There are numerous elements to English grammar. The structural rules that guide the use of spoken and written English have evolved and continue to evolve, but the basic framework remains relatively consistent. English grammar is based on two general classes of words: nouns and verbs. Nearly every other aspect of English grammar features some modification of either one. The grammatical construction of a sentence in English depends on the words that comprise it, as a correct sentence features a both a subject, which contains a noun, and a predicate, which contains a verb.
Nouns are the words that represent persons, places, and objects. Most sentences feature a noun, as a noun is the subject of a sentence. A noun can be general, like "dog," or it can specific, like "Rex." The former is a common noun, the latter is a proper noun. There are several other types of noun, including concrete, abstract, and collective nouns.
Verbs represent the action that occurs in a sentence. English grammar depends on showing a subject doing something or having something done to it. The shortest sentences in English are comprised of a single verb: for example, "Go." Though this sentence does not explicitly include a noun, it does include a subject: the person to whom it is addressed.
There are several classifications of verbs, but the most common is transitive and intransitive. Transitive verbs create a transition between the subject and an object featured in the sentence. For example, "Michelle picks up a spoon." features a transitive verb. Michelle is the subject, the spoon is the object, and "picks up" is the transitive verb.
Intransitive verbs transfer no action to an object. For example, "Jim ran quickly." is a sentence that features a subject and a verb, but the last word in the sentence is an adverb, a word that modifies the verb. Sentences that feature an intransitive verb usually include an adverb as well.
While adverbs modify verbs, adjectives modify nouns. For example, "The best sport happens at night." features a modification of the noun "sport." Generally, adjectives are used with common nouns, but often an adjective can modify a proper noun as well. The complexity of English grammar rests with the modification of both nouns and verbs, adding layers of nuance to sentence constructions.

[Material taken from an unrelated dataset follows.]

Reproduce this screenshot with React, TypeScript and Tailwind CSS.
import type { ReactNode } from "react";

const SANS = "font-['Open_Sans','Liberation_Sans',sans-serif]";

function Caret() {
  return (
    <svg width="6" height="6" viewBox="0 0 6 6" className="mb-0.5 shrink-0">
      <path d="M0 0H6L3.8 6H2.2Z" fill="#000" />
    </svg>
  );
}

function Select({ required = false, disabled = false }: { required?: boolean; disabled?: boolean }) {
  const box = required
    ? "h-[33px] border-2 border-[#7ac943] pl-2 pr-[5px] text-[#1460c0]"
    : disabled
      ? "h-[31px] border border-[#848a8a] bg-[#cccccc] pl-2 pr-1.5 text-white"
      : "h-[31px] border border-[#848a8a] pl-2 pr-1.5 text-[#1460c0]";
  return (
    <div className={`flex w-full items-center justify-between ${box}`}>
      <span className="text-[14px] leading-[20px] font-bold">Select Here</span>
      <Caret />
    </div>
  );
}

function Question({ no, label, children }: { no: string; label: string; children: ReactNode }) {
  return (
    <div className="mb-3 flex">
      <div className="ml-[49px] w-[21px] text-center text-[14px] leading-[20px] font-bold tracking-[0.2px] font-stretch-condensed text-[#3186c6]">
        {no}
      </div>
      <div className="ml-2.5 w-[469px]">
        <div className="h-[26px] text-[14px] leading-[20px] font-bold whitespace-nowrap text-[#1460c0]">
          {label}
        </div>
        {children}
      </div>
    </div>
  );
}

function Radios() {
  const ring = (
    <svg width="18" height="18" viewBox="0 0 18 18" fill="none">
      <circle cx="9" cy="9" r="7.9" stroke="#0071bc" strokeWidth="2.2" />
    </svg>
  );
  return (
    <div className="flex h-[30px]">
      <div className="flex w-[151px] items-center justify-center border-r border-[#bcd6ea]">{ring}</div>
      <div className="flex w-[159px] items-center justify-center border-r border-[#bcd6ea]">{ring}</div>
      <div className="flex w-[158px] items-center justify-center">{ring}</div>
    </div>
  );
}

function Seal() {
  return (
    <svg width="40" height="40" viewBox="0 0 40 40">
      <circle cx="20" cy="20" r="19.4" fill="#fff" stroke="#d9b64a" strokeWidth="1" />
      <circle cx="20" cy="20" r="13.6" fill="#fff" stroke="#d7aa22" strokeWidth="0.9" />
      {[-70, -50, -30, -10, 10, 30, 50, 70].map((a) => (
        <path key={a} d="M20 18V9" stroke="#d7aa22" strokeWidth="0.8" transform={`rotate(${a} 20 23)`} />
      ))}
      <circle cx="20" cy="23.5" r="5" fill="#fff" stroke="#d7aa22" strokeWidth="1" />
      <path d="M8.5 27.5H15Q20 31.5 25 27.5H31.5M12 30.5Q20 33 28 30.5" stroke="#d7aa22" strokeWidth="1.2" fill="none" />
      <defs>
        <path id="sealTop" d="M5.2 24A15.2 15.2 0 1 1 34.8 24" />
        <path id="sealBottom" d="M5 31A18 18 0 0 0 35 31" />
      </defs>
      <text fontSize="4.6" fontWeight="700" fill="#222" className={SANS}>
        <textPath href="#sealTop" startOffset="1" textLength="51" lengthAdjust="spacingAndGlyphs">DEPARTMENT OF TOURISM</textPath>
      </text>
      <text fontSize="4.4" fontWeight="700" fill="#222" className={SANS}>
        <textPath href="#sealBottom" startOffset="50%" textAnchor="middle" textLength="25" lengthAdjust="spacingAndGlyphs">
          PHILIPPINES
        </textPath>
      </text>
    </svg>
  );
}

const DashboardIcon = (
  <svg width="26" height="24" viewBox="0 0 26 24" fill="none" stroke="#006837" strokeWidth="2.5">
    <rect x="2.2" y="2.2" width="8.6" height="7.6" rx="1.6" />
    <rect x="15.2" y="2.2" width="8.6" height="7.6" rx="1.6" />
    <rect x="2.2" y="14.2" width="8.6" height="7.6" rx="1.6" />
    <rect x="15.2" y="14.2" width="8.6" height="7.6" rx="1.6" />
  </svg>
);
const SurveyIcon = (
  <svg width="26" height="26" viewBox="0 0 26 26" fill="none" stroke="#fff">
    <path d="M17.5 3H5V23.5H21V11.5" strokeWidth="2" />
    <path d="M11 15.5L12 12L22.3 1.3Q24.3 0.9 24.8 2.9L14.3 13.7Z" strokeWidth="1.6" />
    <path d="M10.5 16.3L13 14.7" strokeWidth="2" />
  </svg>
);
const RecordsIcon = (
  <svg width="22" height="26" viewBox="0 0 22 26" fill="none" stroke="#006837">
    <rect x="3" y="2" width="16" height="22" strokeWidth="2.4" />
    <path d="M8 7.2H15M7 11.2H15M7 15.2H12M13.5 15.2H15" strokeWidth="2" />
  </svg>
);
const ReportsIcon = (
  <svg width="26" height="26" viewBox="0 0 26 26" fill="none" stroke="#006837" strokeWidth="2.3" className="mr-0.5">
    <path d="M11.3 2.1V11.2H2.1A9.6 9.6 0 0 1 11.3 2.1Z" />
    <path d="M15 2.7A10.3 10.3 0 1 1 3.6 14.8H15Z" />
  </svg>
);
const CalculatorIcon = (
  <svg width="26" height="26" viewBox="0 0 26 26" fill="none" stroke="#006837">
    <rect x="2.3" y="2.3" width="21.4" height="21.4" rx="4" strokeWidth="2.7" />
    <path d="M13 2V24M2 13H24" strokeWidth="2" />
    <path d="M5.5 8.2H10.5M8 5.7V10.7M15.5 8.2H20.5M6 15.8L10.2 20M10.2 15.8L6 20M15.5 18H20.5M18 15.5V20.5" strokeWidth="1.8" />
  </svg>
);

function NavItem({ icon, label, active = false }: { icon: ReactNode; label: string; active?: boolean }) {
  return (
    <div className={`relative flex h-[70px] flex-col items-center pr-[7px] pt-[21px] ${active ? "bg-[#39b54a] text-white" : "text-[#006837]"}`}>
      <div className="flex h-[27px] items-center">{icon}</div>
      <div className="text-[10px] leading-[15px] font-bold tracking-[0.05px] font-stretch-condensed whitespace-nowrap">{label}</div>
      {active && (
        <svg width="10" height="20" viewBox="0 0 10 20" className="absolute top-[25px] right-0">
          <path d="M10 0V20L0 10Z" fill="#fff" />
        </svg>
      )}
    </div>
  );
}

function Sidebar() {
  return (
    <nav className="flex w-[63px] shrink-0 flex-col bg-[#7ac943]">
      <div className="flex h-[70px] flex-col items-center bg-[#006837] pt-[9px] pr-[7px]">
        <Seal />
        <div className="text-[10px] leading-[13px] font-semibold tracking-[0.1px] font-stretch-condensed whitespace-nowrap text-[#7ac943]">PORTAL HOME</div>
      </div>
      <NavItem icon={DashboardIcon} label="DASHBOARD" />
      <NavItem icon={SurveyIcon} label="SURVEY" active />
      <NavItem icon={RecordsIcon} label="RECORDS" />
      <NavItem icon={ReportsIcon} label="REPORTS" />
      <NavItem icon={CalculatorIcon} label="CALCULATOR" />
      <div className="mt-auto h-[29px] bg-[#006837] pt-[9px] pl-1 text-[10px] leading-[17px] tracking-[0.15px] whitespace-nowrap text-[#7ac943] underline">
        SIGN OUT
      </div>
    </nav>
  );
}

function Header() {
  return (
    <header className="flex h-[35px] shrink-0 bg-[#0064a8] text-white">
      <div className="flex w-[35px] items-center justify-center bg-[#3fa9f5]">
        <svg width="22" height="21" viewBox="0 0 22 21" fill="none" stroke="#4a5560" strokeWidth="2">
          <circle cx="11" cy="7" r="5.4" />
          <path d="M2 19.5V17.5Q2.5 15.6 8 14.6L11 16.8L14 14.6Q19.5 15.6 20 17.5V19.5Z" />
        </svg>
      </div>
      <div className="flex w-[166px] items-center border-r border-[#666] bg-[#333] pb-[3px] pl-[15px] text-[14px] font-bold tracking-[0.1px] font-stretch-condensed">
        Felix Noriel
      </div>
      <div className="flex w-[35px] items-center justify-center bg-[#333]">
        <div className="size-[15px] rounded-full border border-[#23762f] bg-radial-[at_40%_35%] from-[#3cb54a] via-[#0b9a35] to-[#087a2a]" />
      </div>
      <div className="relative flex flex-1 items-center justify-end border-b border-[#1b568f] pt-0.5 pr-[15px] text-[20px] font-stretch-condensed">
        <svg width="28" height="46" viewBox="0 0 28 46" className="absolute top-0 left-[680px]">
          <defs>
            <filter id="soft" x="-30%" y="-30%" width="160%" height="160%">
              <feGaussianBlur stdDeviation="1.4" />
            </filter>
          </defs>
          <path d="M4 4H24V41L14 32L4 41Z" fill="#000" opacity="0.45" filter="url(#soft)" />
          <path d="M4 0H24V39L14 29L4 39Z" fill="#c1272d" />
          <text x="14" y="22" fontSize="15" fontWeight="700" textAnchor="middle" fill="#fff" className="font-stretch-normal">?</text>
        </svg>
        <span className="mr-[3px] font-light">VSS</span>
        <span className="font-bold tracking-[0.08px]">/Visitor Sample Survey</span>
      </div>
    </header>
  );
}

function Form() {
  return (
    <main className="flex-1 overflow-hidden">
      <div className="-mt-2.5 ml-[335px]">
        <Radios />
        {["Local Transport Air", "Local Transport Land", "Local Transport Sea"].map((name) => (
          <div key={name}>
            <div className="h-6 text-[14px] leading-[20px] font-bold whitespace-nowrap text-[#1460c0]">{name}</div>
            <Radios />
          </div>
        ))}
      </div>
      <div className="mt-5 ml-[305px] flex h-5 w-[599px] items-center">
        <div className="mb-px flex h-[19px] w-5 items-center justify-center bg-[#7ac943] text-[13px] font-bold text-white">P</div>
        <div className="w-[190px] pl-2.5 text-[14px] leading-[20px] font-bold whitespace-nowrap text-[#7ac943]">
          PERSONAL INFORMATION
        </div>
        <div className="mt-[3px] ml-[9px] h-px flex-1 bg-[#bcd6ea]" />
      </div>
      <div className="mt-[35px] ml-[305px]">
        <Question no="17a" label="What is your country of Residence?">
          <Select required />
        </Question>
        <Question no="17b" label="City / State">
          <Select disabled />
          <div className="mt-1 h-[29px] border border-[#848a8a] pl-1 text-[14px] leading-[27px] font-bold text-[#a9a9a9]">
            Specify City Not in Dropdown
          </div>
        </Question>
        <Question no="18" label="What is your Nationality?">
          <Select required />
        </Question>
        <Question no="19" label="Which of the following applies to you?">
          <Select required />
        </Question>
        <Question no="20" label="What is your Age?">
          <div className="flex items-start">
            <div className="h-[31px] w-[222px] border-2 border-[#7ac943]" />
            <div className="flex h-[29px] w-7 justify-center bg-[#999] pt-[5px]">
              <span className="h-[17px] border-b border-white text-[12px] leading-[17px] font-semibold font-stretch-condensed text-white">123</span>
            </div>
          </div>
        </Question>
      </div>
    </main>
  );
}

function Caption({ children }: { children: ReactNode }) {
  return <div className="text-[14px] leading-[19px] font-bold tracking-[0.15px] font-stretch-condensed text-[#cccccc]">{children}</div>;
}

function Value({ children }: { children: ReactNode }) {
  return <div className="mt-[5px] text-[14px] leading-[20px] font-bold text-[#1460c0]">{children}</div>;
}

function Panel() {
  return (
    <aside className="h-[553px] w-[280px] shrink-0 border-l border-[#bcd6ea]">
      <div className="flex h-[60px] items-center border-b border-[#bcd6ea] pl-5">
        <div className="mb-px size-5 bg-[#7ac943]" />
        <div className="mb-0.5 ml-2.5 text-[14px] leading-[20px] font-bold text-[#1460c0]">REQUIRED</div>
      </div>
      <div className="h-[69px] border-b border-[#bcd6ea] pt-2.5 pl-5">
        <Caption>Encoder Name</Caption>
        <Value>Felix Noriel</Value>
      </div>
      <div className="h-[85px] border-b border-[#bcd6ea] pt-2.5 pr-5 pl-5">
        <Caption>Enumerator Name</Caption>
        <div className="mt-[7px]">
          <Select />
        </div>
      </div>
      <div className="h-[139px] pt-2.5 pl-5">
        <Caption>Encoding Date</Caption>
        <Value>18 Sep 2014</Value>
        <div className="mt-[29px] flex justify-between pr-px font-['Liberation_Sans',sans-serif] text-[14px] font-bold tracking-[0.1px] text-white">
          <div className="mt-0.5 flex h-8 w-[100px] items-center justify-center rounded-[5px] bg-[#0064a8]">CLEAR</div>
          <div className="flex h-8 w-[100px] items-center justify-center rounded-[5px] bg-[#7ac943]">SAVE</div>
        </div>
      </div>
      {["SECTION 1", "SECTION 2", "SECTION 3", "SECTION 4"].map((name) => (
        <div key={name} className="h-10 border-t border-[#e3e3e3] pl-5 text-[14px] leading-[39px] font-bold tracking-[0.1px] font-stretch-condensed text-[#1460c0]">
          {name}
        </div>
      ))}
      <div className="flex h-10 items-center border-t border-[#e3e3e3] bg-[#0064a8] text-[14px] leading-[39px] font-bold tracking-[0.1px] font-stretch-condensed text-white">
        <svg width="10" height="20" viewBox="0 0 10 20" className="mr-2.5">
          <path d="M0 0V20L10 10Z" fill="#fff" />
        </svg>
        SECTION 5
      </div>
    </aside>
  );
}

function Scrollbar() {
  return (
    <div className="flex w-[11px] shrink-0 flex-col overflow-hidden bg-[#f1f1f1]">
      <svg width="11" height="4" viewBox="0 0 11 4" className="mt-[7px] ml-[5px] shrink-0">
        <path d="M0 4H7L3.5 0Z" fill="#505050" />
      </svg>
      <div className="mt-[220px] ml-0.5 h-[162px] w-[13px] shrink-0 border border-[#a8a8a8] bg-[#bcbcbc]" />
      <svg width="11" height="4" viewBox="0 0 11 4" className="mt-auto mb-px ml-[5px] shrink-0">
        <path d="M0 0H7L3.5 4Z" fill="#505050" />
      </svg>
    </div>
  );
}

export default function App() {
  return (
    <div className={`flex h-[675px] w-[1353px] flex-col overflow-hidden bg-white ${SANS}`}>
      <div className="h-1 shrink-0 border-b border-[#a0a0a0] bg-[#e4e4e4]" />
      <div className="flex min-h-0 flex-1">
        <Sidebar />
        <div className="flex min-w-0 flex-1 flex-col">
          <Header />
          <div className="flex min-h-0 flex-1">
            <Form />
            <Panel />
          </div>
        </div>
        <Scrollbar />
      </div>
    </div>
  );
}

Additional elements of English grammar include pronouns, words that take the place of nouns. Pronouns can include people, objects, and ideas. "His," "her," "their," "they," and "it" are all examples of pronouns, but there are others as well. Prepositions often describe the position or relation of one thing relative to another. These are words such as "in," "on," "by," and "around." Prepositional phrases, which begin with these words can, themselves, function as adjectives and adverbs, modifying the various nouns and verbs of a sentence.